I have to disagree about NSNA being in the closet. There are countless things that can contribute to a low sex drive. Why are you attributing a low libido with exclusively being attracted to the opposite sex? That's neither right nor fair. Not that there's anything wrong with that but I think you are misinterpreting his frustration with trying to find another sexually identifiable partner with confusion with his sexuality. I myself identify myself as an asexual and though I have my reasons that are not concurrent with the whole of the community, I'm not anymore confused about my stance than a vegetarian is about there diet.

Feb 02 11 - 9:08pm
jaycee

My favorite safer-sex graffiti was on a city bus, clearly penned by a young girl: "Books Before Boys Because Boys Bring Babies."

Feb 03 11 - 1:07pm
LB

NSNA, please find a partner with your same sex drive and desires. I dated a minimally sexual person for over a year. He is a great person and we had so much fun in areas outside of sex. But, I had a higher sex drive and because his interest and enthusiasm could never match mine, my self-esteem was so shaky for the entirety of the relationship. He was upfront and open about his sex drive and wonderful in other areas of the relationship, but it still didn't work. It never could have. It was really miserable for both of us. Don't do that to yourself or someone else.

Feb 03 11 - 1:49pm
Ann

Low sex drive guy: be up front with that shit immediately. If you try to hide it for awhile and then slide into no sex, your girl will feel awful. I dated someone with a non-existent sex drive (who hid it well for a few months). That was a decade ago, and I still have some serious baggage in that regard. He would hide his disinterest by telling me that I initiated the wrong way / came to him at bad times / had too high of a body temperature (seriously) / had a bad haircut / etc. I met up with an ex of his once who told me he did the same thing to her. I always thought he was just gay but she told me he confessed to her that he just has never liked sex. Just be up front right off the bat, because Dan is so right on with his caution.

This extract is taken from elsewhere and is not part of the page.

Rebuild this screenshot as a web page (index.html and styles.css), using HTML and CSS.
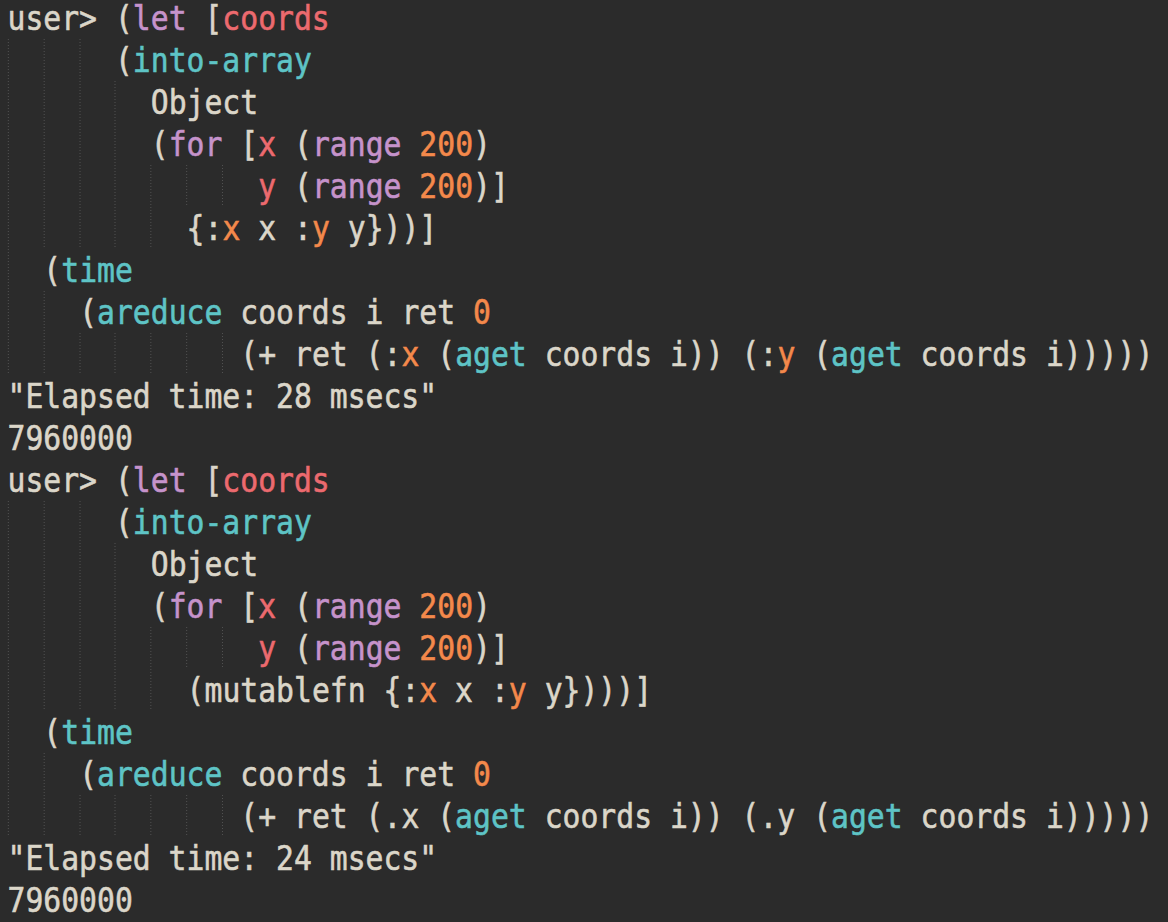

Also, Dan, I had a good hearty laugh at your graffiti kudos. My favorite bathroom graffiti (seen in a bar in the Mississippi Delta): Sometimes crazy has big titties and a tight ass.

Feb 03 11 - 4:58pm
Secret Character

One of my favorite tags was in an Urban fitting room. "What's worse, apathy or ignorance?" A response written underneath, "Dont know, don't care."

Feb 04 11 - 1:24am
EC

can't wait for you to actually be able to speak at UMD! sorry the weather screwed you over!

Feb 05 11 - 2:24am
bob

So where exactly do minimially sexual people meet similar folk? And what if they aren't attracted to them? It is like less than a percent of the population looking for less than a percent of a population.

Feb 06 11 - 1:24pm
LB

@bob: First of all, minimally sexual person who is single but doesn't want to be = one sad person; minimally sexual person in a relationship with a typically sexual person = two sad people. So though it may be more difficult to find other minimally sexual people, it is worth it. As to where...the same way that many people with sexual preferences outside the "norm" meet other similar people: using the internet and honesty. And yes, if you are minimally sexual you will probably meet other minimally sexual people you are not attracted to. Just like everyone else. You keep seeking someone you are attracted to who also lines up with you in other areas. Just like everyone else.

Feb 07 11 - 8:13pm
WDH

Can't We Just Be Friends: If she's really your best friend, and you want to keep her as your best friend, treat her like your best friend. Start the conversation with: "Ok, since the last time we had this conversation, I've made some progress, and here's what I've learned about what I find sexually attractive in a girl..." sometime during this description she's going to realize that you're not describing her. When you're pretty sure you've made your point, follow it up with. "Here's all of the reasons that I value and want you as my friend...".

There is no getting around it. The "lets just be friends" talk is going to smart for the one who laid themselves on the line and professed their "true love". She may be able to handle it, and she may not, but the likelihood is higher if you approach it as her intimate friend. Be prepared for her to deal with her own hurt feelings for a bit before coming around.